— START —
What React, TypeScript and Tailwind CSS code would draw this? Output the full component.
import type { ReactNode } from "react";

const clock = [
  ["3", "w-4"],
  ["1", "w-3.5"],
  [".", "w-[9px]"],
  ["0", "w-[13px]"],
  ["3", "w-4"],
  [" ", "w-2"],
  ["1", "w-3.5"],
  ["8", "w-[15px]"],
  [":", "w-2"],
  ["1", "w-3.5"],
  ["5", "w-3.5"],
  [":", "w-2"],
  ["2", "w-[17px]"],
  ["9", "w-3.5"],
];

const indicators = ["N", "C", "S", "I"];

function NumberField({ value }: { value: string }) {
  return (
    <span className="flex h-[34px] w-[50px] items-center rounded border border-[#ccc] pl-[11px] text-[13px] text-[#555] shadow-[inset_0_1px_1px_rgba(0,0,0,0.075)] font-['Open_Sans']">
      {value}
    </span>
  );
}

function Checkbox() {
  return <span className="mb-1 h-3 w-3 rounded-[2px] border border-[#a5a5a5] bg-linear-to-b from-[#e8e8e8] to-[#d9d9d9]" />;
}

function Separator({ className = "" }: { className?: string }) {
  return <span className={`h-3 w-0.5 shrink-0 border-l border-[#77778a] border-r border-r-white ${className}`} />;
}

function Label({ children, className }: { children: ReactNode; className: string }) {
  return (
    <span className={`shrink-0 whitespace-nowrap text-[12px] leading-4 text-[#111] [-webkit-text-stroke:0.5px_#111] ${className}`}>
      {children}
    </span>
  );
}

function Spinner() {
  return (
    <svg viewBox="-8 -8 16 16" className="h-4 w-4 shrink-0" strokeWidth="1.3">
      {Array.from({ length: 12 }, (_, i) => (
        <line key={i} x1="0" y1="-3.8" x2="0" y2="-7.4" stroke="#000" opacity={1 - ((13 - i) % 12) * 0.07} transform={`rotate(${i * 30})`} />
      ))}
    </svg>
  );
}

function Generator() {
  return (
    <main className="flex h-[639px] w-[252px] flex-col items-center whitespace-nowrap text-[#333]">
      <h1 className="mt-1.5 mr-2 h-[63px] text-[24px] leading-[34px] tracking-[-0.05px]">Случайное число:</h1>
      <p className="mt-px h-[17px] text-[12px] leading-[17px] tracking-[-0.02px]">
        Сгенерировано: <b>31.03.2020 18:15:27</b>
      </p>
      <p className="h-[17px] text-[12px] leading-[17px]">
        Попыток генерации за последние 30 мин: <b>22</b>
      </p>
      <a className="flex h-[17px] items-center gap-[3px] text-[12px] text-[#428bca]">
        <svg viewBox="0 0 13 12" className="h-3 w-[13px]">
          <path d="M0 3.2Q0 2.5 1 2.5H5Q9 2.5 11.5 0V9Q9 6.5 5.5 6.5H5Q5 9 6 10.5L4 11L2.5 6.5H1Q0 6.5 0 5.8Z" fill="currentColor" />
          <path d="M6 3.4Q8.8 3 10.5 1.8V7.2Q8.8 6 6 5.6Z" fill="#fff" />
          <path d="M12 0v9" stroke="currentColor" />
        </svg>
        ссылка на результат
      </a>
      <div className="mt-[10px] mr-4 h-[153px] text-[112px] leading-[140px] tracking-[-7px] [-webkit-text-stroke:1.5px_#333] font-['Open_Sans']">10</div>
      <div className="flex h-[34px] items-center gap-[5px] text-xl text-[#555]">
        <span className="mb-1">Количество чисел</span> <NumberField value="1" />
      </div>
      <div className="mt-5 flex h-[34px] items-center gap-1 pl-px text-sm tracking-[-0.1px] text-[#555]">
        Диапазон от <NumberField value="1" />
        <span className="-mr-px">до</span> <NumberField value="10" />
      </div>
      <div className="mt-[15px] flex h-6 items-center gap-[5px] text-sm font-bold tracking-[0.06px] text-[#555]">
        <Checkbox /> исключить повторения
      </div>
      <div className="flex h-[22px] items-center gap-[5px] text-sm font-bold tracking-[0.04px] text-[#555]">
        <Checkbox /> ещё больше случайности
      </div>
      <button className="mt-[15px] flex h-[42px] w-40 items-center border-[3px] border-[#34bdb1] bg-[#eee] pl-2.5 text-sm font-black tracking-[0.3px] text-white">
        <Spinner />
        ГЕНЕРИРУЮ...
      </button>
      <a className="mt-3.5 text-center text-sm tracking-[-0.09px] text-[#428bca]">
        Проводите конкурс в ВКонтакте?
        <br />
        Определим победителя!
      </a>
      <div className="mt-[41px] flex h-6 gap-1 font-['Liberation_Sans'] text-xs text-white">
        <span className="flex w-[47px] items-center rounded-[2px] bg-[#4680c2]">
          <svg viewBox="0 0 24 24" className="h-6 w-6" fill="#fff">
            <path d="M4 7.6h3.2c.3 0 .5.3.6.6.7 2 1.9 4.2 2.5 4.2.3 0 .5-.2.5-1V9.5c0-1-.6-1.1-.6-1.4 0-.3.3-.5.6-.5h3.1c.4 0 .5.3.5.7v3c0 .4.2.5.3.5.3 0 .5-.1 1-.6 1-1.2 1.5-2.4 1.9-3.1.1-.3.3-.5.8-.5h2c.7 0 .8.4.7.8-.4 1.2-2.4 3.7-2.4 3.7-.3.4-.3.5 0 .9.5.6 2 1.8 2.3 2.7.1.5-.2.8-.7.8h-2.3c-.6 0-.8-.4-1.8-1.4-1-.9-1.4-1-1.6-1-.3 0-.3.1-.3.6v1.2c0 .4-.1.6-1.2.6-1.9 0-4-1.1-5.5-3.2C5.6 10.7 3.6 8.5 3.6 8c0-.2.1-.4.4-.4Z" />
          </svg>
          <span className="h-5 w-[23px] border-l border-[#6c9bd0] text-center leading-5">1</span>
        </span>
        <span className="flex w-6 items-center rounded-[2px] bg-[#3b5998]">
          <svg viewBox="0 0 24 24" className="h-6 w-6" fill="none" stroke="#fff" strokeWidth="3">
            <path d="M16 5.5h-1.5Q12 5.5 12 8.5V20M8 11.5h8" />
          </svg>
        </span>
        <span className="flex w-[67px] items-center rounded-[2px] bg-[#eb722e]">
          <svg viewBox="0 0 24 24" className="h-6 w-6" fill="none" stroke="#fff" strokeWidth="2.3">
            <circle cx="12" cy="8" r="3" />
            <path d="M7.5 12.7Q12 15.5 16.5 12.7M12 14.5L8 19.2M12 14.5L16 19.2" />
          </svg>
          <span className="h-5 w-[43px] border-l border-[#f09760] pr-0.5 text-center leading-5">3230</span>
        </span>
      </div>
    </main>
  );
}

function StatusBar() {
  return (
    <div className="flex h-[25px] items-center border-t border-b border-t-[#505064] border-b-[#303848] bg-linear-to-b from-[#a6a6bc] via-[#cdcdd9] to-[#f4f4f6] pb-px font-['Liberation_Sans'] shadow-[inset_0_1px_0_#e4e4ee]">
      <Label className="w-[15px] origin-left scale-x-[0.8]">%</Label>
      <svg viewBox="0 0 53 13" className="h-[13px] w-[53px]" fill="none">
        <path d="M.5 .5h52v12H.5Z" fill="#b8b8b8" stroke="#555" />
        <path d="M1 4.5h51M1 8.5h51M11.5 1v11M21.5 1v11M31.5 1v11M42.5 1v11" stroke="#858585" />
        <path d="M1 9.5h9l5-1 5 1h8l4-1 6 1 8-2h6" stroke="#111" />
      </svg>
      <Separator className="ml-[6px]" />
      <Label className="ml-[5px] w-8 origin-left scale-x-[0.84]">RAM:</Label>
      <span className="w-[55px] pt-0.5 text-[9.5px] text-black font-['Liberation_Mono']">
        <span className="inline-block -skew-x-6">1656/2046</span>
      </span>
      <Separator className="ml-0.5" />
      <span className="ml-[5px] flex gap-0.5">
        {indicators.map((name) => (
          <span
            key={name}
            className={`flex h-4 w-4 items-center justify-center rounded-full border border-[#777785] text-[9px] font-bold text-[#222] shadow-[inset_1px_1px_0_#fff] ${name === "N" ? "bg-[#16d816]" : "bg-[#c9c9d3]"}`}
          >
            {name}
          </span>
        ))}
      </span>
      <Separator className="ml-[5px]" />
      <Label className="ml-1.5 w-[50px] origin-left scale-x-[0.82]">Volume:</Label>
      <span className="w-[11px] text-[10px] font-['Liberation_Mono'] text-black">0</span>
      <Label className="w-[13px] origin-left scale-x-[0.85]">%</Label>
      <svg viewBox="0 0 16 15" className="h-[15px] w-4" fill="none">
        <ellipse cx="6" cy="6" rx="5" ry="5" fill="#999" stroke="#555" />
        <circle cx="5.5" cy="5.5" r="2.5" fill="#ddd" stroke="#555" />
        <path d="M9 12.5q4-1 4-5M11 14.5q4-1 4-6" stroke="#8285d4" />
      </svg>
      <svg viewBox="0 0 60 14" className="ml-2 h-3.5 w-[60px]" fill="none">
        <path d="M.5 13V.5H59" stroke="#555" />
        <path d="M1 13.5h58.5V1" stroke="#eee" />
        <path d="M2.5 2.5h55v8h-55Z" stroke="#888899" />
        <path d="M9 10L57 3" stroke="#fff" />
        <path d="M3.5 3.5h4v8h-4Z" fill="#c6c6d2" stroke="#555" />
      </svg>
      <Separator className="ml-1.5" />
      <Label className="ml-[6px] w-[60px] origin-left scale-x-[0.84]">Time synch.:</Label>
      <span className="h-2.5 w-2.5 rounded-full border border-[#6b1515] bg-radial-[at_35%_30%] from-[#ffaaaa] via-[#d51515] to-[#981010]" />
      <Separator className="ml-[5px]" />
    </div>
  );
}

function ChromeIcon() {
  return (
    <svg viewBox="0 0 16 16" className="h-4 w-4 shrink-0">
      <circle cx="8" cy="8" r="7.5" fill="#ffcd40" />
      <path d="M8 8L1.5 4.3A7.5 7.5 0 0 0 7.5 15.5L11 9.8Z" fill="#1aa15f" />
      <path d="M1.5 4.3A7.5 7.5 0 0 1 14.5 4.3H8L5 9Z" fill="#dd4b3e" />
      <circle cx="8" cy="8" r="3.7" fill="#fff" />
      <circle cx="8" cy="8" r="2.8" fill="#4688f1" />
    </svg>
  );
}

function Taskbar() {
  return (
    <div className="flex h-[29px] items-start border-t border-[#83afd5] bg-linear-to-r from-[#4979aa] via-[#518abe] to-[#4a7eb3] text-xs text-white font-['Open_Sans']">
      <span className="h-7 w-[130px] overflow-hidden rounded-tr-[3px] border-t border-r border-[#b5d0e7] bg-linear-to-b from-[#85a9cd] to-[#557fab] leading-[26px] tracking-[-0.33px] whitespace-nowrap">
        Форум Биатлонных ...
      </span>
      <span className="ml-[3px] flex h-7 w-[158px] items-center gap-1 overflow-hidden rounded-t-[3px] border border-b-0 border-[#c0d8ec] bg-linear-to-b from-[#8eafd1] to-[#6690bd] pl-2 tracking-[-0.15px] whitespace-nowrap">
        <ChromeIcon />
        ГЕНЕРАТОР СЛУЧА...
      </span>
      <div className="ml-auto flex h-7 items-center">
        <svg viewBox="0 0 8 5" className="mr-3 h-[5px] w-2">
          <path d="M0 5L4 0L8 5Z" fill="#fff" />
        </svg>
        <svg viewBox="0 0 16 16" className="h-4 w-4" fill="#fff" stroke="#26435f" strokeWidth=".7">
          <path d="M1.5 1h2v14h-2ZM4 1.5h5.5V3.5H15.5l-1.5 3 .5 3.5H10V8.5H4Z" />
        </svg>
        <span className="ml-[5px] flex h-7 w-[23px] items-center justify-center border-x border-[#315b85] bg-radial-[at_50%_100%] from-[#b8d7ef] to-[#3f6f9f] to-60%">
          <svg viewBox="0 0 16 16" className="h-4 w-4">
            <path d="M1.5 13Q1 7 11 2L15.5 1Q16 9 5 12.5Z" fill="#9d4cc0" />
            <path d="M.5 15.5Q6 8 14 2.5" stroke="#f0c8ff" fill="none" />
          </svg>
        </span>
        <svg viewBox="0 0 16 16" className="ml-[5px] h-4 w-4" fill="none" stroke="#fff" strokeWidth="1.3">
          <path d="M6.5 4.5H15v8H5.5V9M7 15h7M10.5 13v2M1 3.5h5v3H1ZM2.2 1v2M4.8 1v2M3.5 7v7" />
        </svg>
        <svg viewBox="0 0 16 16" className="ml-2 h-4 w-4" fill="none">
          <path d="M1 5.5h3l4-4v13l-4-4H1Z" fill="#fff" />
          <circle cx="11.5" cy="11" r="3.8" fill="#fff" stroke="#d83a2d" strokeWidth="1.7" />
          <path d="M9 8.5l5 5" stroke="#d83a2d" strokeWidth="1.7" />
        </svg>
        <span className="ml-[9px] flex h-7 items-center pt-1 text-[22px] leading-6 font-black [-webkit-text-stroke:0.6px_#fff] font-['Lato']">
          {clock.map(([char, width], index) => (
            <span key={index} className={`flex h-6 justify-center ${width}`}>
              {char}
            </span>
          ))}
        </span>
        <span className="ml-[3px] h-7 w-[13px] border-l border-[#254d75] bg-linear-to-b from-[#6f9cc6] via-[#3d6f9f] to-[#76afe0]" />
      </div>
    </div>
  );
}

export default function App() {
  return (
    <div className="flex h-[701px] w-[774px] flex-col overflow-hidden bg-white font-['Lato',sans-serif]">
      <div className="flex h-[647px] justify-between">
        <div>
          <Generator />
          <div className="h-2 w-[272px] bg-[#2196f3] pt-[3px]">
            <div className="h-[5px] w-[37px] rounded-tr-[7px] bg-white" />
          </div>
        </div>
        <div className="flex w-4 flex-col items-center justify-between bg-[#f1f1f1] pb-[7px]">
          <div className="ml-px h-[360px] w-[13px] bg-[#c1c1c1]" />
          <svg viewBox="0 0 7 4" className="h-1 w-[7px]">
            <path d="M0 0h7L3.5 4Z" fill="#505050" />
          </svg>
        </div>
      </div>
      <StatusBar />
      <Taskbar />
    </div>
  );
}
— END —
#### WHAT YOU ARE ASKED TO DO:
Pull out the lines above in which the word "full" appears.

#### ANSWER FOR THE TASK:
What React, TypeScript and Tailwind CSS code would draw this? Output the full component.
            className={`flex h-4 w-4 items-center justify-center rounded-full border border-[#777785] text-[9px] font-bold text-[#222] shadow-[inset_1px_1px_0_#fff] ${name === "N" ? "bg-[#16d816]" : "bg-[#c9c9d3]"}`}
      <span className="h-2.5 w-2.5 rounded-full border border-[#6b1515] bg-radial-[at_35%_30%] from-[#ffaaaa] via-[#d51515] to-[#981010]" />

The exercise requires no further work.